I did two partial T'ai Chi Chih practices today, both pre- and post-work. I'm glad when I divide my TCC practice into two (or more) parts because it often feels as though that unintentional split practice was meant to happen. Tonight I truly needed to feel the energy flow through my hands as I relaxed my bodymind.

It also helped that Frances was on the Migun massage table tonight while I practiced. She played a CD of slow, soft music that filtered into my practice space and I soaked in the warm, soothing sounds of flute music while I moved.  And now ... I rest.

Monday, June 4, 2012

A Lighter Heart

June 1-4, 2012

I nominate myself as the poster adult for what happens when you (I) don't do your (my) daily T'ai Chi Chih practice. Like everyone else, I'll make excuses (it's part of our human nature, I think), but the fact of the matter is that I--and no one else--experience the consequences for my lack of action.

Frances and I have been under a lot of stress lately and this weekend was no exception. I worked all day Friday and then took a walk (and, amazingly, forgot to do my TCC practice). Saturday we both busily prepared for an across-Minnesota trip to drive home a borrowed pickup from Frances's brother. Saturday night and Sunday we drove and drove and drove (eight hours there and eight hours back).

I did a bit of a mental TCC rehearsal when I went to bed last night but, truth be told, this morning was the first time in three days that I did an actual (seated) practice.

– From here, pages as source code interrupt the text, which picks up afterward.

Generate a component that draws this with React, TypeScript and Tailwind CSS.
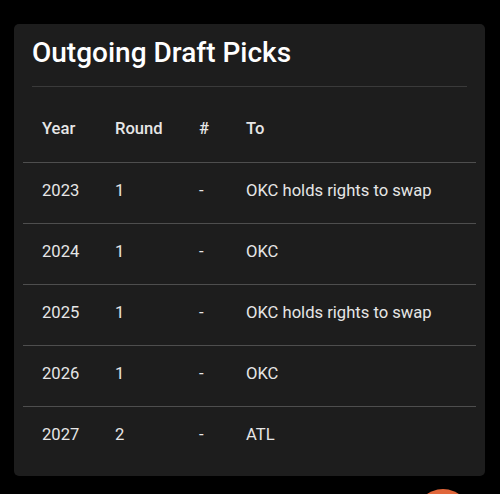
import React from "react";

const picks = [
  { year: "2023", round: "1", num: "-", to: "OKC holds rights to swap" },
  { year: "2024", round: "1", num: "-", to: "OKC" },
  { year: "2025", round: "1", num: "-", to: "OKC holds rights to swap" },
  { year: "2026", round: "1", num: "-", to: "OKC" },
  { year: "2027", round: "2", num: "-", to: "ATL" },
];

export default function App() {
  return (
    <div
      className="relative h-[494px] w-[500px] overflow-hidden bg-black pl-[14px] pt-6"
      style={{ fontFamily: "Roboto, 'Liberation Sans', sans-serif" }}
    >
      <div className="h-[452px] w-[471px] rounded-[5px] bg-[#1d1d1d]">
        <div className="px-[18px] pt-[12px]">
          <h2 className="border-b border-[#3a3a3a] pb-[16px] text-[28px] font-medium leading-[34px] text-white">
            Outgoing Draft Picks
          </h2>
        </div>
        <div className="mt-[14px] px-[9px]">
          <table className="w-full border-collapse text-left text-[16.6px] text-[#e6e6e6]">
            <thead>
              <tr className="h-[61px] border-b border-[#4e4e4e]">
                <th className="w-[73px] pb-[4px] pl-[19px] font-medium">Year</th>
                <th className="w-[84px] pb-[4px] pl-[19px] font-medium">Round</th>
                <th className="w-[47px] pb-[4px] pl-[19px] font-medium">#</th>
                <th className="pb-[4px] pl-[19px] font-medium">To</th>
              </tr>
            </thead>
            <tbody>
              {picks.map((p, i) => (
                <tr
                  key={p.year}
                  className={
                    i < picks.length - 1 ? "h-[61px] border-b border-[#4e4e4e]" : "h-[61px]"
                  }
                >
                  <td className="pb-[2px] pl-[19px]">{p.year}</td>
                  <td className="pb-[2px] pl-[19px]">{p.round}</td>
                  <td className="pb-[2px] pl-[19px]">{p.num}</td>
                  <td className="pb-[2px] pl-[19px]">{p.to}</td>
                </tr>
              ))}
            </tbody>
          </table>
        </div>
      </div>
      <div className="absolute left-[415px] top-[489px] h-14 w-14 rounded-full bg-[#e0663a]" />
    </div>
  );
}
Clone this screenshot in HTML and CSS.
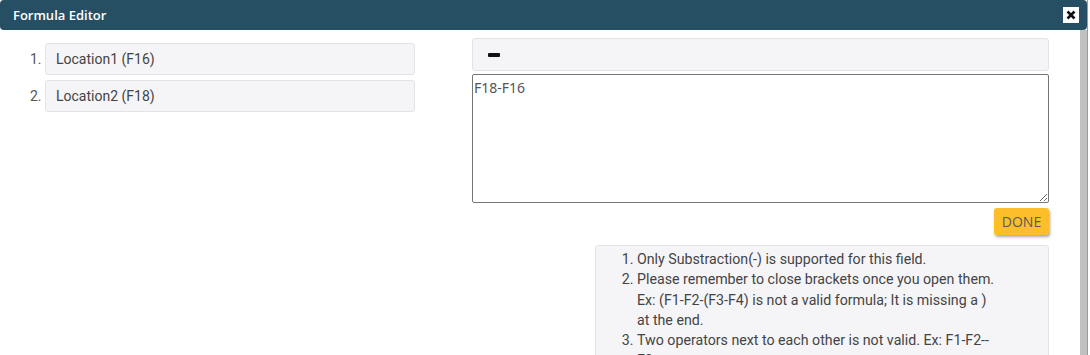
FILE: index.html
```html
<!DOCTYPE html>
<html>
<head>
<meta charset="utf-8">
<link rel="stylesheet" href="styles.css">
</head>
<body>
<div class="page">
  <div class="dialog">
    <div class="titlebar">
      <span class="title">Formula Editor</span>
      <button class="close" aria-label="Close">
        <svg width="10" height="10" viewBox="0 0 10 10"><path d="M1.5 1.5 L8.5 8.5 M8.5 1.5 L1.5 8.5" stroke="#111" stroke-width="2.6" stroke-linecap="butt"/></svg>
      </button>
    </div>
    <div class="body">
      <div class="main">
        <div class="left">
          <ol class="fields">
            <li><div class="field">Location1 (F16)</div></li>
            <li><div class="field">Location2 (F18)</div></li>
          </ol>
        </div>
        <div class="right">
          <div class="operators"><span class="op"></span></div>
          <textarea class="formula">F18-F16</textarea>
          <div class="actions"><button class="done">DONE</button></div>
          <div class="notes">
            <ol>
              <li>Only Substraction(-) is supported for this field.</li>
              <li>Please remember to close brackets once you open them. Ex: (F1-F2-(F3-F4) is not a valid formula; It is missing a ) at the end.</li>
              <li>Two operators next to each other is not valid. Ex: F1-F2--F3</li>
            </ol>
          </div>
        </div>
      </div>
      <div class="scrollbar"></div>
    </div>
  </div>
  <div class="backdrop"></div>
</div>
</body>
</html>
```
FILE: styles.css
```css
html, body {
  margin: 0;
  padding: 0;
  background: #fff;
  height: 355px;
  overflow: hidden;
}
.page {
  display: flex;
  height: 355px;
}
.dialog {
  width: 1087px;
  flex: none;
  display: flex;
  flex-direction: column;
  background: #fff;
}
.backdrop {
  flex: 1;
  background: #fff;
  border-left: 1px solid #9a9a9a;
}
.titlebar {
  height: 30px;
  flex: none;
  background: #264f63;
  border-radius: 4px;
  display: flex;
  align-items: center;
  justify-content: space-between;
  padding: 0 8px 0 13px;
}
.title {
  color: #fff;
  font-family: "Open Sans", sans-serif;
  font-weight: 600;
  font-size: 13px;
}
.close {
  width: 16px;
  height: 16px;
  padding: 0;
  border: none;
  background: #fff;
  display: flex;
  align-items: center;
  justify-content: center;
}
.body {
  flex: 1;
  display: flex;
  min-height: 0;
}
.main {
  flex: 1;
  display: flex;
  font-family: Roboto, sans-serif;
  color: #444;
  overflow: hidden;
}
.scrollbar {
  width: 7px;
  flex: none;
  background: #c1c1c1;
}
.left {
  width: 472px;
  flex: none;
}
.fields {
  margin: 13px 0 0;
  padding: 0 0 0 45px;
  width: 370px;
  font-size: 14px;
}
.fields li {
  margin-bottom: 5px;
}
.fields li::marker {
  color: #555;
}
.field {
  height: 30px;
  line-height: 30px;
  background: #f5f5f8;
  border: 1px solid #e2e2e8;
  border-radius: 3px;
  padding: 0 10px;
}
.right {
  width: 577px;
  flex: none;
  padding-top: 8px;
  display: flex;
  flex-direction: column;
}
.right > * {
  flex: none;
}
.operators {
  height: 31px;
  background: #f5f5f8;
  border: 1px solid #e2e2e8;
  border-radius: 3px;
  display: flex;
  align-items: center;
  padding-left: 15px;
}
.op {
  width: 12px;
  height: 4px;
  background: #111;
  border-radius: 1px;
}
.formula {
  margin: 3px 0 0;
  height: 129px;
  box-sizing: border-box;
  border: 1px solid #767676;
  border-radius: 2px;
  padding: 3px 1px;
  font-family: "Noto Sans", sans-serif;
  font-size: 14px;
  color: #555;
  resize: vertical;
}
.actions {
  display: flex;
  justify-content: flex-end;
  margin-top: 5px;
}
.done {
  width: 55px;
  height: 27px;
  border: none;
  border-radius: 3px;
  background: #fcbf2b;
  color: #5a5a5a;
  font-family: "Open Sans", sans-serif;
  font-size: 14px;
  box-shadow: 1px 2px 3px rgba(0,0,0,0.35);
  padding: 0;
}
.notes {
  margin: 10px 0 0 123px;
  background: #f5f5f8;
  border: 1px solid #e2e2e8;
  border-radius: 3px;
  height: 200px;
}
.notes ol {
  margin: 3px 0 0;
  padding: 0 50px 0 41px;
  font-size: 14.2px;
  line-height: 20.3px;
  color: #444;
}
```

I've always wondered why Lucy tends to groom herself while she stands nearby during my practice. Today I was enlightened. As I did my practice I felt the heavy weight of fear, frustration, anger, sadness, and disappointment simply slide right off of me. (Could Lucy be inspired by the Chi energy to cleanse herself too?) Don't get me wrong, there's more clearing and centering to come. But, thankfully, today I began to come back to center and my heart feels a few ounces lighter.